Of all the "metroidvania" games released over the years, this is the only one that can truly hang with the masterpieces Super Metroid and Symphony of the Night. It's that good. Music, level design, graphics, lore behind the setting. Everything is fleshed out like the works of true professionals who get the genre.

Now with the sequel fully funded through Kickstarter, you'll be hearing about them even more mostly because I'm not going to stop talking about them.

Our archaeologist is 31-year-old Lemenza Kosugi, and it's a surprise that he can make it through this place alive. He is also hunting for his lost father along with the secrets of the ruins he explores.

This should be a game everyone should experience at least once before they die. How a group of curry addicts made such an amazing game is beyond me, but this is the real deal, folks. Hunt down this treasure on PC or WiiWare. You won't regret it.

Platformance: Temple Death

Nothing too much about this one besides it being a simple and really challenging twitch based platformer with level design that is nothing short of devilish. Magicko Games really knows how to punish its players.

Our hero is not named in this game, but our delicate damsel in distress is. Starlet Grace Belly, one of the silliest name references ever, has vanished during a photoshoot and it is up to you to get her back.

Overall, this is a really solid game that feels a bit more primitive than 1001 Spikes, maybe a bit more similar to an early arcade games rather than one inspired by a console game if that makes sense. Check it out on PC or as an indie game on the Xbox 360.
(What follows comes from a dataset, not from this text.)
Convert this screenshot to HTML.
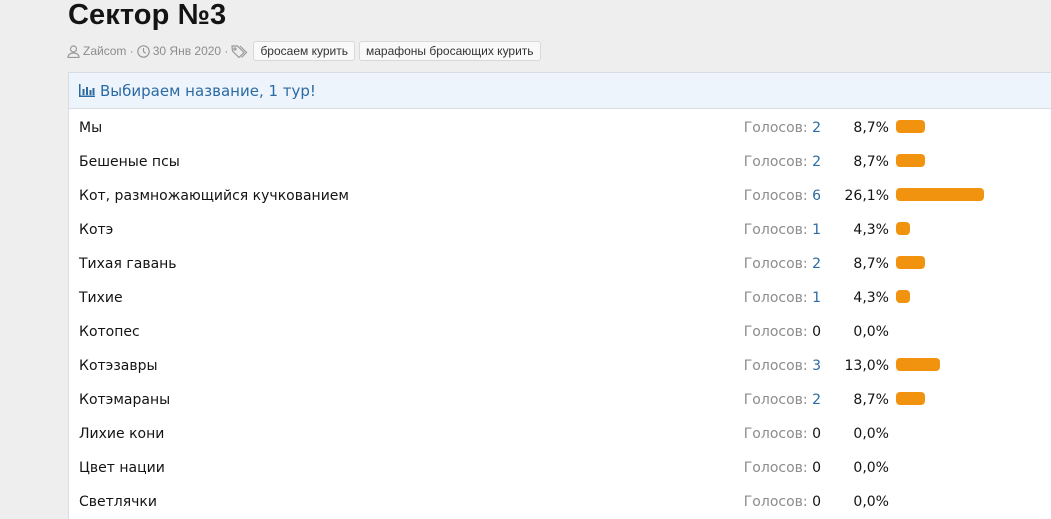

For a bonus, Magicko Games also made Platformance: Castle Pain using many of the same ideas but giving the game a castle and knight theme. It's not as popular because knights simply aren't as awesome as Indiana Jones.

Hook Champ

Hook Champ is one of the original "runners" on the iOS market back before iOS games became a bit more sound of an investment. Mobile games didn't quite have the quality reputation back then as some do now at least. Hook Champ, though, was and is still great fun to this day, even if its sequel Super QuickHook is admittedly better.

Starring a sassy fedora dawning hero, this time named… Jake T. Hooker… (ouch, my brain), this game set itself apart from its contemporary runners by having a sweet grappling hook mechanic which led to some fantastic level design. Hooker doesn't use a whip per say, but it's close enough where it counts.

Plus, I love his sprites five o'clock shadow.

Hooker, of course, steals treasures from temples and mines and must swing himself to safety before they cave in or he gets caught by a floating black head with one killer set of teeth.

What does Hooker do with his money? Well, he buys more fedoras of course!

Any Indiana Jones inspired platformers from the last few years that I might have missed? Sorry, I was in too much of a rush to finish this so I could go play some La Mulana.